Highlights & Insights

  1. Elegant integration of chemical intuition and deep learning: Formalizing the domain experts' practice of "comparing similar fragments" as differentiable neural graph matching serves as a principled design paradigm for RAG in the molecular domain.
  2. Nested GNN architecture: The nested design of a fragment-level GNN and a DAG-level GNN encodes local sub-structural information while preserving global fragmentation hierarchical relationships.
  3. End-to-end learning of affinity metrics: Compared to a fixed Tanimoto metric, the learnable affinity is more robust to noise and structural ambiguity (such as isostere identification shown in Figure 1).
  4. Rigorous ablation study design: Systematically compares multiple strategies including No RAG, naive concatenation, traditional matching, and neural matching, clearly showcasing the contribution of each design choice.
  5. Enormous application potential: Since NIST currently covers only ~27K compounds, MARASON is expected to expand simulated spectral libraries to include PubChem's 111 million compounds.

Limitations & Future Work

  1. Single reference molecule retrieval: Currently, only one most similar reference molecule is retrieved.

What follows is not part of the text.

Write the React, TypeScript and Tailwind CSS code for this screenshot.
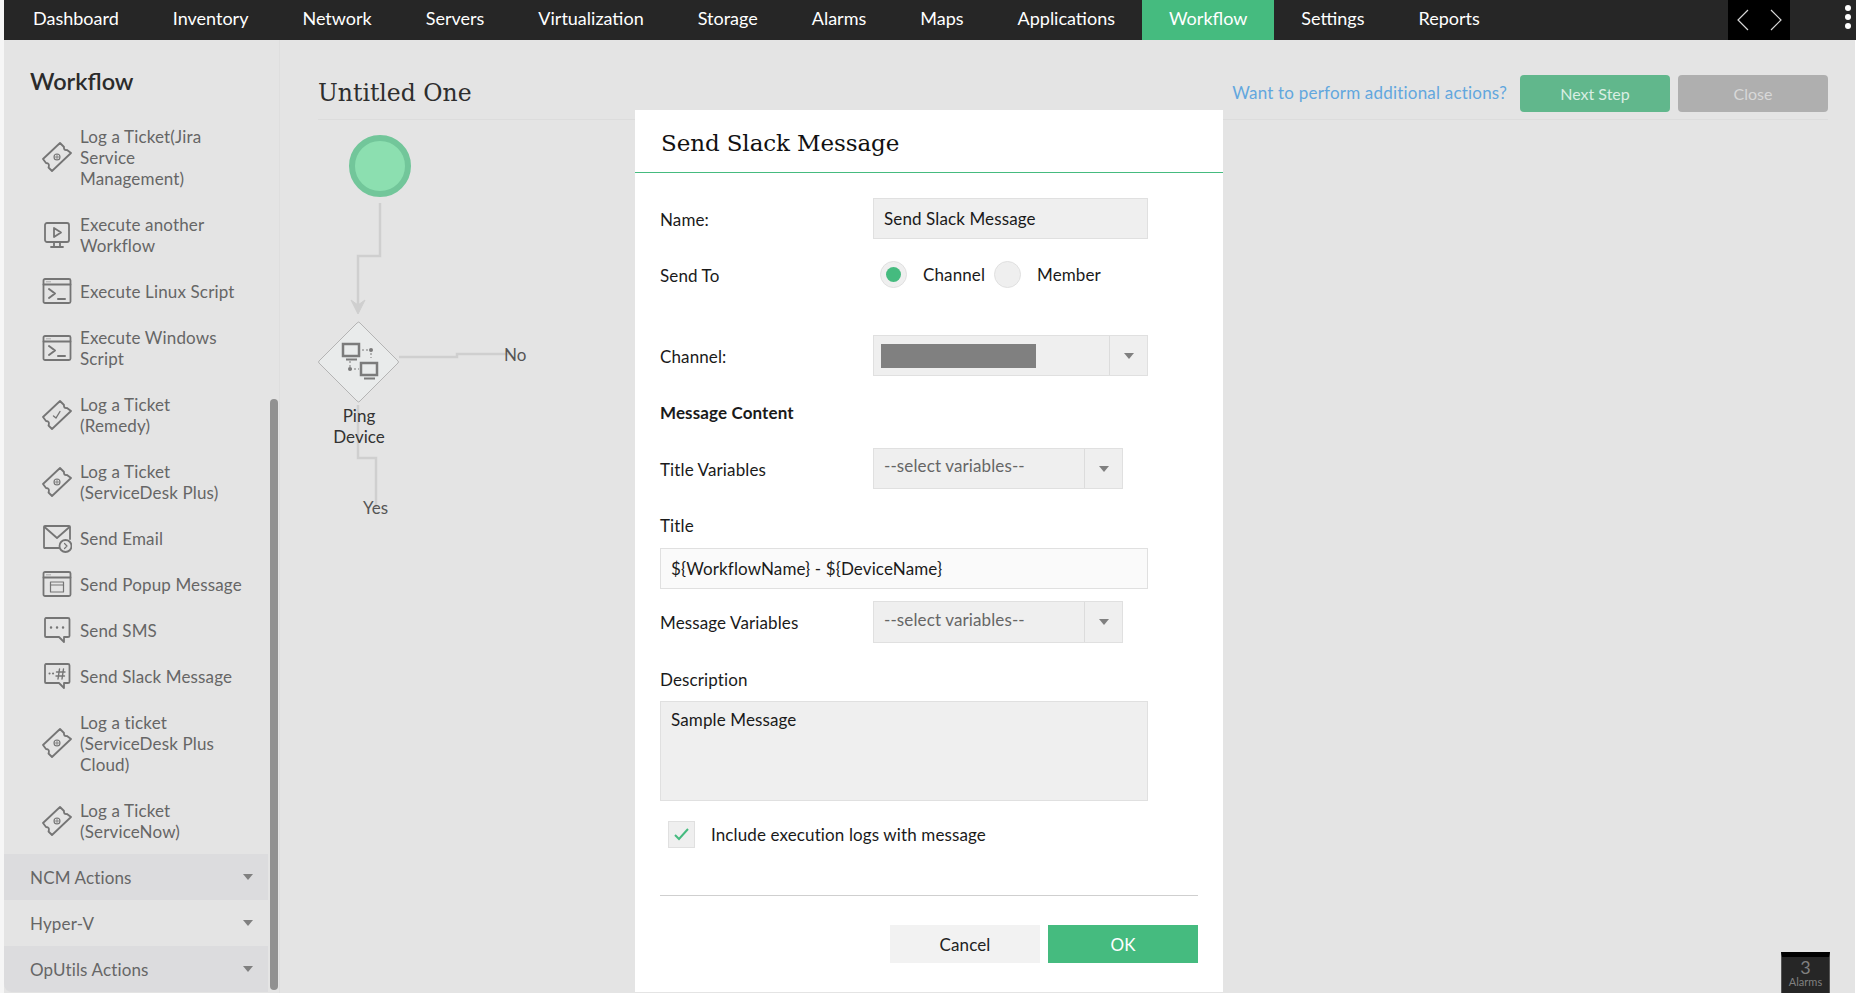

Multi-reference fusion strategies may further upgrade performance.
  2. Dependence on ICEBERG-Generate: The quality of fragmentation DAGs is restricted by the pretrained ICEBERG-Generate model, and fragment generation errors propagate to the matching stage.
  3. Computational overhead: The computational cost of nested GNNs + graph matching is higher than simple feed-forward models. The paper does not report detailed inference latency.
  4. Dataset limitations: Primarily validated on NIST 2020, which is dominated by small molecules (<1500 Da). The applicability to large molecules and biomacromolecules is unknown.
  5. Significant performance drop on Scaffold split: Under the Murcko scaffold split, the performance of all methods drops significantly, indicating that generalization to out-of-distribution scaffolds remains a challenge.
  6. Insufficient negative adduct experiments: The paper primarily displays positive adduct results, missing a comprehensive evaluation of negative adduct types.
  • ICEBERG (Goldman et al., 2024): The base model for MARASON, proposing a two-stage mass spectrometry simulation framework with fragmentation DAGs.
  • SuperGlue (Sarlin et al., 2020): A neural graph matching method in computer vision, which inspired the choice of the Softmax matching layer.
  • AlphaFold (Jumper et al., 2021): Its sequence alignment module is essentially a RAG module, demonstrating the vast potential of RAG in AI for Science.
  • Pygmtools (Wang et al., 2024): A graph matching toolbox providing unified interfaces for traditional and neural graph matching.

Rating

  • Novelty: ⭐⭐⭐⭐ — Interdisciplinary innovation of neural graph matching × molecular RAG, offering general value in its design paradigm.
  • Experimental Thoroughness: ⭐⭐⭐⭐ — Validated on both NIST + MassSpecGym datasets with comprehensive ablations, though lacking comparison of inference efficiency.
  • Writing Quality: ⭐⭐⭐⭐⭐ — Clear motivation, tight integration of chemical intuition and methodology, and excellent illustrations.
  • Value: ⭐⭐⭐⭐ — Provides principled guidance for RAG design in molecular machine learning, with high application potential.